Bild: Ihm werden persönlich keine Verbrechen vorgeworfen: Oscar Toepffer
Hamburg taz | Die Enkelin von Oscar Toepffer, der in der NS-Zeit Leiter des
Rechtsamtes und Schulsenator in Hamburg war, klagt gegen eine
Kurz-Biografie über ihren Großvater. Es geht um die Frage, ob der Autor
Familienbriefe zitieren darf, aber auch, ob das postmortale
Persönlichkeitsrecht des NSDAP-Mitglieds durch den Aufsatz verletzt wird.

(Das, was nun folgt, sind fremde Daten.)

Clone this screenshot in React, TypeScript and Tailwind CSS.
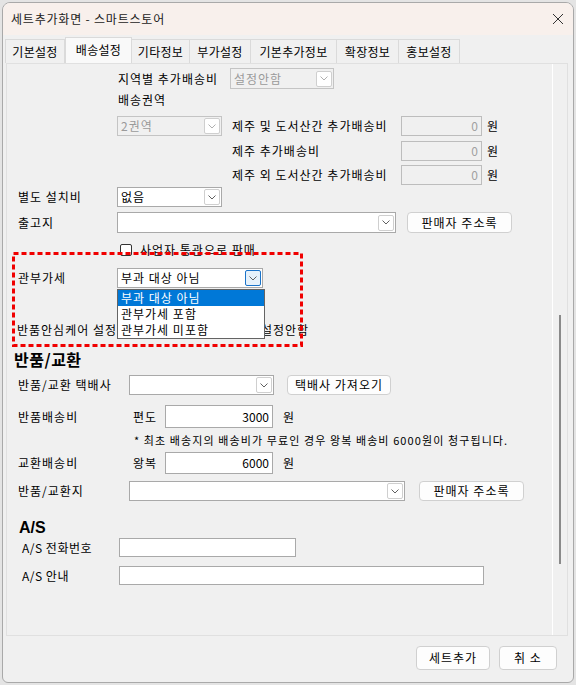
import React from 'react';

const font = "font-['Noto_Sans_CJK_KR','Liberation_Sans',sans-serif]";

function Chevron({ color = '#606060' }: { color?: string }) {
  return (
    <svg width="8" height="5" viewBox="0 0 8 5">
      <path d="M0.5 0.5L4 4L7.5 0.5" fill="none" stroke={color} strokeWidth="1" />
    </svg>
  );
}

function Select({
  w,
  h = 20,
  value = '',
  disabled = false,
  focused = false,
}: {
  w: string;
  h?: number;
  value?: string;
  disabled?: boolean;
  focused?: boolean;
}) {
  return (
    <div
      className={`${w} flex items-center justify-between border ${
        disabled ? 'border-[#c4c4c4] bg-[#f0f0f0] text-[#9a9a9a]' : 'border-[#a9a9a9] bg-white text-black'
      }`}
      style={{ height: h }}
    >
      <span className="pl-[3px] text-[12px] leading-none">{value}</span>
      <div
        className={`mr-[1px] flex h-[16px] w-[16px] items-center justify-center rounded-[2px] border ${
          focused ? 'border-[#1a73c9] bg-[#e5f1fb]' : 'border-[#cfcfcf] bg-white'
        }`}
      >
        <Chevron color={disabled ? '#b0b0b0' : '#606060'} />
      </div>
    </div>
  );
}

function Input({ w, h = 20, value = '', disabled = false }: { w: string; h?: number; value?: string; disabled?: boolean }) {
  return (
    <div
      className={`${w} flex items-center justify-end border pr-[3px] text-[12px] leading-none tracking-normal ${
        disabled ? 'border-[#bdbdbd] bg-[#f0f0f0] text-[#a0a0a0]' : 'border-[#a9a9a9] bg-white text-black'
      }`}
      style={{ height: h }}
    >
      {value}
    </div>
  );
}

function Btn({ w, h = 21, children }: { w: string; h?: number; children: React.ReactNode }) {
  return (
    <div
      className={`${w} flex items-center justify-center rounded-[4px] border border-[#d0d0d0] bg-[#fdfdfd] text-[12px] leading-none text-black`}
      style={{ height: h }}
    >
      {children}
    </div>
  );
}

const tabs = [
  { name: '기본설정', w: 'w-[60px]' },
  { name: '배송설정', w: 'w-[67px]', active: true },
  { name: '기타정보', w: 'w-[59px]' },
  { name: '부가설정', w: 'w-[62px]' },
  { name: '기본추가정보', w: 'w-[87px]' },
  { name: '확장정보', w: 'w-[63px]' },
  { name: '홍보설정', w: 'w-[62px]' },
];

export default function App() {
  return (
    <div className={`relative h-[685px] w-[576px] overflow-hidden bg-[#e4e4e4] p-[2px] ${font} tracking-[1px]`}>
      <div className="flex h-[681px] w-[572px] flex-col overflow-hidden rounded-t-[8px] rounded-b-[6px] border border-[#a9a9a9] bg-[#f0f0f0]">
        {/* title bar */}
        <div className="flex h-[32px] items-center justify-between bg-[#f8f0ec] pl-[8px] pr-[9px]">
          <span className="text-[12px] leading-none tracking-[0.8px] text-[#1b1b1b]">세트추가화면 - 스마트스토어</span>
          <svg width="12" height="12" viewBox="0 0 12 12">
            <path d="M1 1L11 11M11 1L1 11" stroke="#333" strokeWidth="1" />
          </svg>
        </div>

        {/* tabs */}
        <div className="mt-[2px] flex h-[26px] items-end pl-[3px] tracking-[0.3px]">
          {tabs.map((t) => (
            <div
              key={t.name}
              className={`${t.w} flex items-center justify-center border-l border-t border-r border-[#dadada] text-[12px] leading-none ${
                t.active ? '-mb-[1px] h-[27px] bg-[#f9f9f9] pb-[3px]' : '-ml-[1px] h-[24px] bg-[#f0f0f0]'
              }`}
            >
              {t.name}
            </div>
          ))}
        </div>

        {/* panel */}
        <div className="ml-[3px] flex h-[573px] w-[562px] border border-[#e0e0e0] bg-[#f0f0f0]">
          <div className="flex w-[545px] flex-col text-[12px] leading-none text-black">
            <div className="mt-[4px] flex h-[21px] items-center pl-[111px]">
              <span className="w-[112px]">지역별 추가배송비</span>
              <Select w="w-[104px]" h={21} value="설정안함" disabled />
            </div>
            <div className="mt-[3px] flex h-[16px] items-center pl-[111px]">배송권역</div>
            <div className="mt-[8px] flex h-[20px] items-center pl-[110px]">
              <Select w="w-[105px]" value="2권역" disabled />
              <span className="ml-[10px] w-[169px]">제주 및 도서산간 추가배송비</span>
              <Input w="w-[81px]" value="0" disabled />
              <span className="ml-[5px]">원</span>
            </div>
            <div className="mt-[5px] flex h-[20px] items-center pl-[225px]">
              <span className="w-[169px]">제주 추가배송비</span>
              <Input w="w-[81px]" value="0" disabled />
              <span className="ml-[5px]">원</span>
            </div>
            <div className="mt-[4px] flex h-[20px] items-center pl-[225px]">
              <span className="w-[169px]">제주 외 도서산간 추가배송비</span>
              <Input w="w-[81px]" value="0" disabled />
              <span className="ml-[5px]">원</span>
            </div>
            <div className="mt-[2px] flex h-[20px] items-center pl-[11px]">
              <span className="w-[99px]">별도 설치비</span>
              <Select w="w-[105px]" value="없음" />
            </div>
            <div className="mt-[5px] flex h-[21px] items-center pl-[11px]">
              <span className="w-[99px]">출고지</span>
              <Select w="w-[279px]" h={21} />
              <div className="ml-[11px]">
                <Btn w="w-[105px]">판매자 주소록</Btn>
              </div>
            </div>
            <div className="mt-[9px] flex h-[16px] items-center pl-[113px]">
              <div className="h-[12px] w-[12px] rounded-[2px] border border-[#333] bg-white" />
              <span className="ml-[8px]">사업자 통관으로 판매</span>
            </div>
            <div className="mt-[10px] flex h-[20px] items-center pl-[11px]">
              <span className="w-[99px]">관부가세</span>
              <div className="relative">
                <Select w="w-[146px]" value="부과 대상 아님" focused />
                <div className="absolute left-0 top-[21px] z-10 w-[148px] border border-[#646464] bg-white">
                  <div className="flex h-[16px] items-center bg-[#0078d7] pl-[3px] text-white">부과 대상 아님</div>
                  <div className="flex h-[16px] items-center pl-[3px]">관부가세 포함</div>
                  <div className="flex h-[16px] items-center pl-[3px]">관부가세 미포함</div>
                </div>
              </div>
            </div>
            <div className="mt-[34px] flex h-[16px] items-center pl-[10px]">
              <span className="w-[169px] whitespace-nowrap">반품안심케어 설정</span>
              <div className="h-[12px] w-[12px] rounded-full border border-[#333] bg-white" />
              <div className="ml-[47px] h-[12px] w-[12px] rounded-full border border-[#333] bg-white" />
              <span className="ml-[4px]">설정안함</span>
            </div>

            <div className="mt-[12px] flex h-[18px] items-center pl-[7px] text-[16px] font-bold tracking-[0.5px]">반품/교환</div>
            <div className="mt-[7px] flex h-[20px] items-center pl-[11px]">
              <span className="w-[111px]">반품/교환 택배사</span>
              <Select w="w-[145px]" />
              <div className="ml-[13px]">
                <Btn w="w-[104px]" h={20}>택배사 가져오기</Btn>
              </div>
            </div>
            <div className="mt-[10px] flex h-[23px] items-center pl-[11px]">
              <span className="w-[115px]">반품배송비</span>
              <span className="w-[32px]">편도</span>
              <Input w="w-[108px]" h={23} value="3000" />
              <span className="ml-[10px]">원</span>
            </div>
            <div className="mt-[6px] flex h-[12px] items-center pl-[127px] text-[11px] tracking-[1.1px]">
              * 최초 배송지의 배송비가 무료인 경우 왕복 배송비 6000원이 청구됩니다.
            </div>
            <div className="mt-[6px] flex h-[22px] items-center pl-[11px]">
              <span className="w-[115px]">교환배송비</span>
              <span className="w-[32px]">왕복</span>
              <Input w="w-[108px]" h={22} value="6000" />
              <span className="ml-[10px]">원</span>
            </div>
            <div className="mt-[7px] flex h-[20px] items-center pl-[11px]">
              <span className="w-[111px]">반품/교환지</span>
              <Select w="w-[276px]" />
              <div className="ml-[14px]">
                <Btn w="w-[105px]" h={20}>판매자 주소록</Btn>
              </div>
            </div>

            <div className="mt-[18px] flex h-[18px] items-center pl-[12px] font-['Liberation_Sans',sans-serif] text-[16px] font-bold tracking-normal">A/S</div>
            <div className="mt-[1px] flex h-[19px] items-center pl-[15px] tracking-[0.5px]">
              <span className="w-[97px]">A/S 전화번호</span>
              <Input w="w-[177px]" h={19} />
            </div>
            <div className="mt-[9px] flex h-[19px] items-center pl-[15px] tracking-[0.5px]">
              <span className="w-[97px]">A/S 안내</span>
              <Input w="w-[365px]" h={19} />
            </div>
          </div>
          <div className="w-[1px] bg-white" />
          <div className="flex flex-1 justify-center pt-[251px]">
            <div className="h-[249px] w-[2px] bg-[#8a8a8a]" />
          </div>
        </div>

        {/* bottom buttons */}
        <div className="mt-[10px] flex justify-end gap-[9px] pr-[16px]">
          <Btn w="w-[74px]" h={24}>세트추가</Btn>
          <Btn w="w-[58px]" h={24}>취 소</Btn>
        </div>
      </div>

      {/* red dashed annotation */}
      <svg className="absolute left-[12px] top-[252px]" width="291" height="95" viewBox="0 0 291 95">
        <rect x="1.5" y="1.5" width="288" height="92" fill="none" stroke="#f00000" strokeWidth="3" strokeDasharray="5 3" />
      </svg>
    </div>
  );
}
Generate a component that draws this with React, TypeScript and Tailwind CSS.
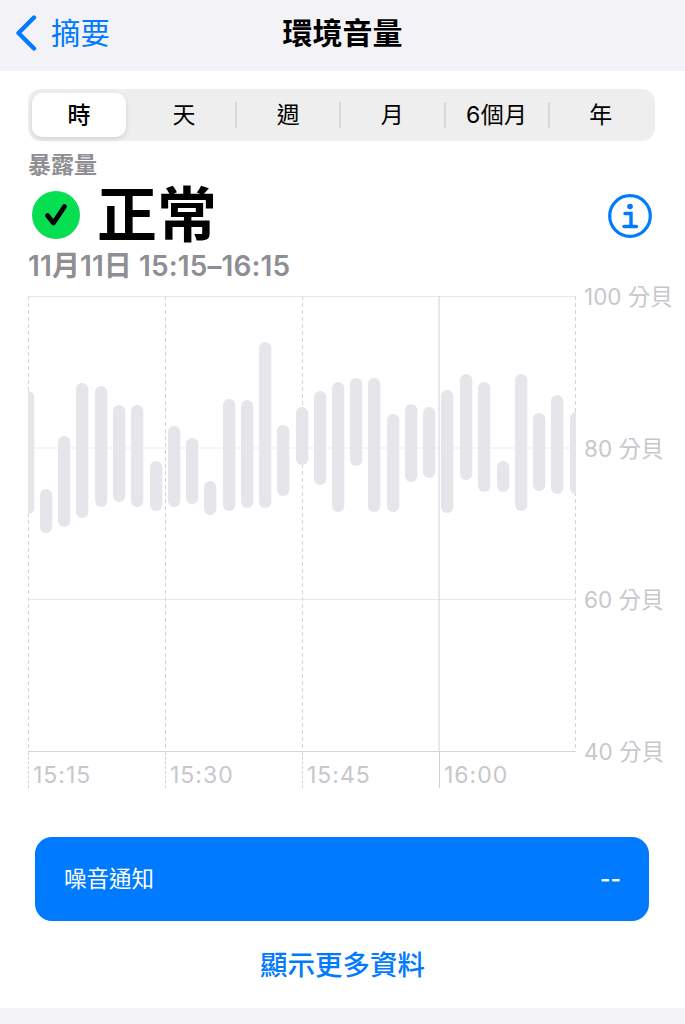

Diese Meinung teilte das Gericht nicht. Am Ende könnte ein Vergleich
stehen.
Zeitweise wurde der Ton ruppig im holzgetäfelten Saal des Hamburger
Landgerichts. „Haustürgeschäfte“ warf der Anwalt Joachim Sachs dem
Buchautor, dem ehemaligen Grünen-Bürgerschaftsmitglied und Lehrer
Hans-Peter de Lorent, vor. Der erwiderte, er habe sich „nicht unter
falschem Namen eingeschlichen, sondern ich bin von der Familie eingeladen
worden, in dem Wissen, dass ich Biografien schreibe“.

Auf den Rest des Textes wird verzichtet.